さて、ようやくここからが本題なのですが、「やれ、議事録削除だ。刑事告訴だ。」と、批判者を威嚇するのはいかがなものか、とやはり思います。相手と話し合ってもラチがあかない場合は、民事訴訟というのはわかりますが。

偶然でしょうが、今回の週刊ポストには、田中角栄語録が載っています。その名言の1つに、

「仕事をすれば批判や反対があって当然。何もやらなければ、叱る声も出ない。たとえ悪口が聞こえてもそれは仕事をしている証拠だ。」

というのがありました。そして解説には、『角栄は多くの批判に晒されながらも、「決して人の悪口を言わなかった」と伝えられる』と記されていました。

実際は、愚痴くらいは言っていたようですが、確かに、恫喝や威嚇で発言を封じ込めることはしませんでした。ちなみに、自分以外の第三者への批判本を、著者に対して出さないでくれないか、とアメをちらつかせて交渉したことはありましたが、断られても嫌がらせはしませんでした。

その著者は、『角栄、もういいかげんにせんかい』という本を出しましたが、読むと面白いんですね。軽妙なタッチで、田中角栄をボロクソに批判していますが、角栄を評価すべきところは評価しています。読んでいるとむしろ、「田中角栄は、批判されるべきとことは色々あるにせよ、やっぱり立派だなぁ」と好感を持ってしまいます。その本の中で紹介されていたエピソードですが、自分がボロクソに言われたのが人づてに角栄の耳に入ったところ、角栄は「その通りだなぁ。うまい事を言う。」との旨を、つぶやいたそうです。

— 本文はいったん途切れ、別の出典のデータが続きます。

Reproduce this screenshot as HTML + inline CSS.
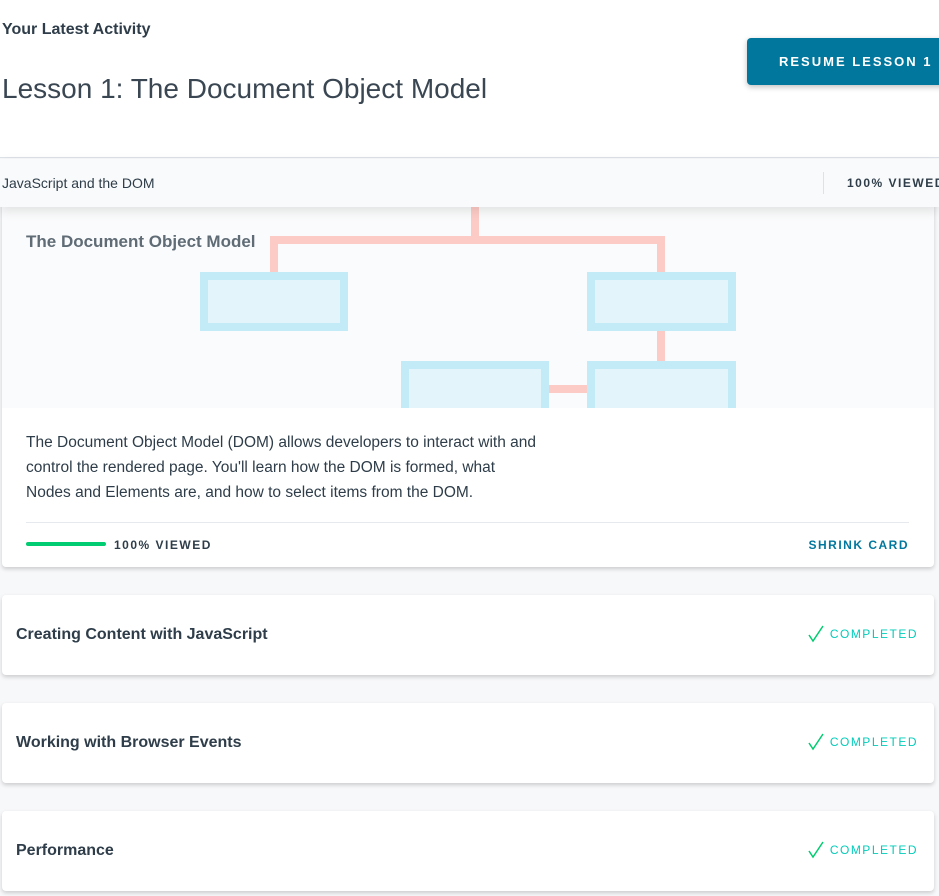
<!DOCTYPE html>
<html><head><meta charset="utf-8"><style>
*{box-sizing:border-box;margin:0;padding:0}
body{width:939px;height:896px;overflow:hidden;background:#f7f8fa;font-family:"Liberation Sans",sans-serif;color:#2e3d49;position:relative}
.top{position:absolute;left:0;top:0;width:939px;height:158px;background:#fff;border-bottom:1px solid #dde2e8}
.abs{position:absolute}
.btn{left:747px;top:38px;width:200px;height:47px;background:#02779e;border-radius:4px;color:#fff;font-size:13px;letter-spacing:2px;font-weight:bold;line-height:47px;padding-left:32px;box-shadow:0 2px 6px rgba(0,0,0,.25)}
.card{position:absolute;left:2px;width:932px;background:#fff;border-radius:4px;box-shadow:0 2px 4px rgba(0,0,0,.18)}
.comp{position:absolute;right:16px;top:25px;font-size:12px;letter-spacing:1.5px;color:#02ccba;white-space:nowrap}
.comp svg{position:relative;top:5px;margin-right:6px}
.row .t{position:absolute;left:14px;top:31px;font-size:16px;font-weight:bold;color:#2e3d49}
</style></head><body>
<div class="top"></div>
<div class="abs" style="left:2px;top:21px;font-size:16px;font-weight:bold">Your Latest Activity</div>
<div class="abs" style="left:2px;top:73px;font-size:28px;color:#3a4753">Lesson 1: The Document Object Model</div>
<div class="abs btn">RESUME LESSON 1</div>

<div class="card" style="top:200px;height:367px">
 <div class="abs" style="left:0;top:7px;width:932px;height:201px;background:#fafbfc;overflow:hidden">
  <svg width="932" height="201" style="position:absolute;left:0;top:0">
   <g fill="#fdcbc6">
    <rect x="469" y="0" width="8" height="36"/>
    <rect x="268" y="29" width="395" height="8"/>
    <rect x="268" y="29" width="8" height="40"/>
    <rect x="655" y="29" width="8" height="40"/>
    <rect x="655" y="120" width="8" height="38"/>
    <rect x="545" y="178" width="45" height="8"/>
   </g>
   <g fill="#e3f5fb" stroke="#c2eaf7" stroke-width="8">
    <rect x="202" y="69" width="140" height="51"/>
    <rect x="589" y="69" width="141" height="51"/>
    <rect x="403" y="158" width="140" height="60"/>
    <rect x="589" y="158" width="141" height="60"/>
   </g>
  </svg>
  <div class="abs" style="left:24px;top:25px;font-size:17px;font-weight:bold;color:#5f6b75">The Document Object Model</div>
 </div>
 <div class="abs" style="left:24px;top:230px;width:600px;font-size:15.5px;line-height:25px;color:#2e3d49;white-space:nowrap">The Document Object Model (DOM) allows developers to interact with and<br>control the rendered page. You'll learn how the DOM is formed, what<br>Nodes and Elements are, and how to select items from the DOM.</div>
 <div class="abs" style="left:24px;top:322px;width:883px;height:1px;background:#e6e9ed"></div>
 <div class="abs" style="left:24px;top:342px;width:80px;height:4px;border-radius:2px;background:#02cc71"></div>
 <div class="abs" style="left:112px;top:338px;font-size:12px;font-weight:bold;letter-spacing:1.5px;color:#2e3d49">100% VIEWED</div>
 <div class="abs" style="right:25px;top:338px;font-size:12px;font-weight:bold;letter-spacing:1.5px;color:#02779e">SHRINK CARD</div>
</div>

<div class="abs" style="left:0;top:159px;width:939px;height:48px;background:#f9fafb;box-shadow:0 4px 10px rgba(0,0,0,.1)">
 <div class="abs" style="left:2px;top:16px;font-size:14px">JavaScript and the DOM</div>
 <div class="abs" style="left:823px;top:13px;width:1px;height:22px;background:#dde2e8"></div>
 <div class="abs" style="left:847px;top:17px;font-size:12px;font-weight:bold;letter-spacing:1.5px;white-space:nowrap">100% VIEWED</div>
</div>

<div class="card row" style="top:595px;height:80px"><div class="t">Creating Content with JavaScript</div><div class="comp"><svg width="16" height="18" viewBox="0 0 16 18"><path d="M1 10 L5 16 L15 1" fill="none" stroke="#02cc71" stroke-width="1.5"/></svg>COMPLETED</div></div>
<div class="card row" style="top:703px;height:80px"><div class="t">Working with Browser Events</div><div class="comp"><svg width="16" height="18" viewBox="0 0 16 18"><path d="M1 10 L5 16 L15 1" fill="none" stroke="#02cc71" stroke-width="1.5"/></svg>COMPLETED</div></div>
<div class="card row" style="top:811px;height:80px"><div class="t">Performance</div><div class="comp"><svg width="16" height="18" viewBox="0 0 16 18"><path d="M1 10 L5 16 L15 1" fill="none" stroke="#02cc71" stroke-width="1.5"/></svg>COMPLETED</div></div>
</body></html>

時代は変わり、裏技的な田中角栄的政治手法は否定されるようになりました。しかし、批判を受け入れる度量を持った政治家が増えて欲しいな、と切に願います。

もちろん、虚偽は改めてもらわなくてはなりませんし、見解の相違があればお互いが、堂々と公開の場(本人同士が顔を合わせる公開討論でもよいし、ネットでのやり取りでもいい)で本物の討論をやればいいと思います。

公開の場で堂々と争って、それを不特定多数の市民の審判に委ねる。
これが、密室でのやり取りが多かった田中角栄時代と変わるべきところではないでしょうか。

これこそまさに、ソーシャルメディアの得意分野であり、田中角栄時代とは違ったネット時代というものです。

公の場での言論に異議があるならば、公開の言論で対処すべきというのが言論人の矜持だと思います。

裏での圧力をはねのけ必死で公開での言論を続けてきた者として、虚偽の訂正を求めることはあります。しかし、法的手段をちらつかせ全部撤回しろとか、民事訴訟をせずにいきなり刑事告訴ということはありません。もしそれをやれば、合法的にせよ、自分が他者の言論に圧力をかけることになるからです。

言論に圧力をかけることは、言論の自由を守ってきた者の矜持としてできません。

「私はあなたの意見には反対だ。だが、あなたがそれを主張する権利は命をかけて守る」というヴォルテールの言葉はやはり至言です。

そして、どちらが正しいか、何が正しいかを最終的に判断するのは、当事者ではありません。また、司法機関や議員だけでもありません。それを最終的に判断すべきは、限定されることのない不特定多数の市民になります。